# Given task
Can you output the material exactly as written, minus any pictures it holds?

# Given information
━━━━━━━━━━━━━━━━━━━━

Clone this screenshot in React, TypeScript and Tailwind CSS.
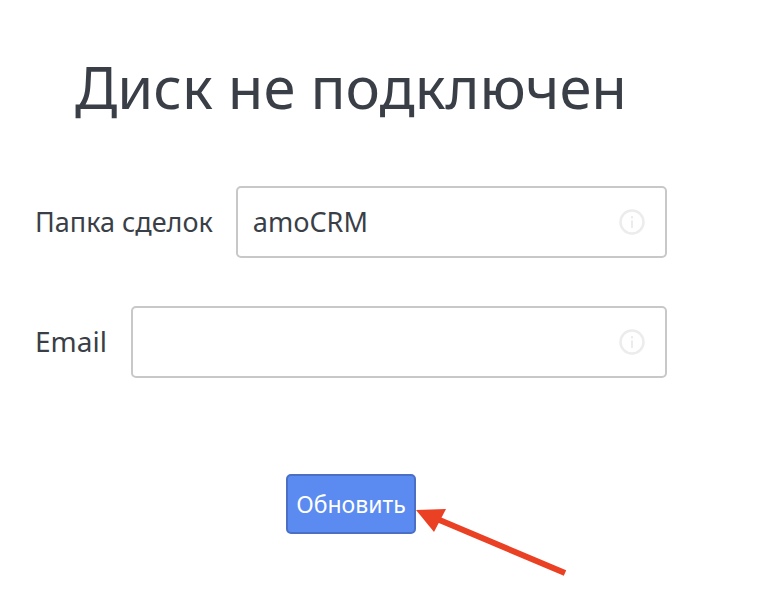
function InfoIcon() {
  return (
    <svg width="28" height="28" viewBox="0 0 28 28" fill="none" className="absolute right-[19px] top-[20px]">
      <circle cx="14" cy="14" r="11.5" stroke="#ececec" strokeWidth="2.5" />
      <rect x="13" y="12.5" width="2" height="7.5" fill="#ececec" />
      <rect x="13" y="8" width="2" height="2.5" fill="#ececec" />
    </svg>
  );
}

function Field(props: { label: string; value?: string; labelClass: string }) {
  return (
    <div className="flex w-[632px] items-center">
      <label className={`pb-[2px] leading-none text-[#3a3f47] ${props.labelClass}`}>{props.label}</label>
      <div className="relative flex h-[72px] flex-1 items-center rounded-[5px] border-2 border-[#c8c8c8] bg-white pl-[15px] text-[27px] text-[#3a3f47]">
        {props.value}
        <InfoIcon />
      </div>
    </div>
  );
}

export default function App() {
  return (
    <div className="relative h-[594px] w-[764px] overflow-hidden bg-white font-['Noto_Sans',sans-serif]">
      <div className="pl-[35px] pt-[47px]">
        <h1 className="ml-[40px] text-[58px] leading-[80px] text-[#3a3f47]">Диск не подключен</h1>
        <div className="mt-[59px] flex flex-col gap-[48px]">
          <Field label="Папка сделок" value="amoCRM" labelClass="mr-[23px] text-[27px]" />
          <Field label="Email" labelClass="mr-[24px] text-[28px]" />
        </div>
        <div className="mt-[96px] ml-[251px]">
          <button className="h-[60px] w-[130px] rounded-[5px] border-2 border-[#4a6fc4] bg-[#5b8bf0] text-[23px] text-white">
            Обновить
          </button>
        </div>
      </div>
      <svg width="180" height="80" viewBox="0 0 180 80" className="absolute left-[410px] top-[500px]">
        <line x1="155" y1="73" x2="20" y2="16" stroke="#ea4023" strokeWidth="6" />
        <polygon points="6,10 36,9 24,32" fill="#ea4023" />
      </svg>
    </div>
  );
}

━━━━━━━━━━━━━━━━━━━━

# Written answer
Clone this screenshot in React, TypeScript and Tailwind CSS.
function InfoIcon() {
  return (
    <svg width="28" height="28" viewBox="0 0 28 28" fill="none" className="absolute right-[19px] top-[20px]">
      <circle cx="14" cy="14" r="11.5" stroke="#ececec" strokeWidth="2.5" />
      <rect x="13" y="12.5" width="2" height="7.5" fill="#ececec" />
      <rect x="13" y="8" width="2" height="2.5" fill="#ececec" />
    </svg>
  );
}

function Field(props: { label: string; value?: string; labelClass: string }) {
  return (
    <div className="flex w-[632px] items-center">
      <label className={`pb-[2px] leading-none text-[#3a3f47] ${props.labelClass}`}>{props.label}</label>
      <div className="relative flex h-[72px] flex-1 items-center rounded-[5px] border-2 border-[#c8c8c8] bg-white pl-[15px] text-[27px] text-[#3a3f47]">
        {props.value}
        <InfoIcon />
      </div>
    </div>
  );
}

export default function App() {
  return (
    <div className="relative h-[594px] w-[764px] overflow-hidden bg-white font-['Noto_Sans',sans-serif]">
      <div className="pl-[35px] pt-[47px]">
        <h1 className="ml-[40px] text-[58px] leading-[80px] text-[#3a3f47]">Диск не подключен</h1>
        <div className="mt-[59px] flex flex-col gap-[48px]">
          <Field label="Папка сделок" value="amoCRM" labelClass="mr-[23px] text-[27px]" />
          <Field label="Email" labelClass="mr-[24px] text-[28px]" />
        </div>
        <div className="mt-[96px] ml-[251px]">
          <button className="h-[60px] w-[130px] rounded-[5px] border-2 border-[#4a6fc4] bg-[#5b8bf0] text-[23px] text-white">
            Обновить
          </button>
        </div>
      </div>
      <svg width="180" height="80" viewBox="0 0 180 80" className="absolute left-[410px] top-[500px]">
        <line x1="155" y1="73" x2="20" y2="16" stroke="#ea4023" strokeWidth="6" />
        <polygon points="6,10 36,9 24,32" fill="#ea4023" />
      </svg>
    </div>
  );
}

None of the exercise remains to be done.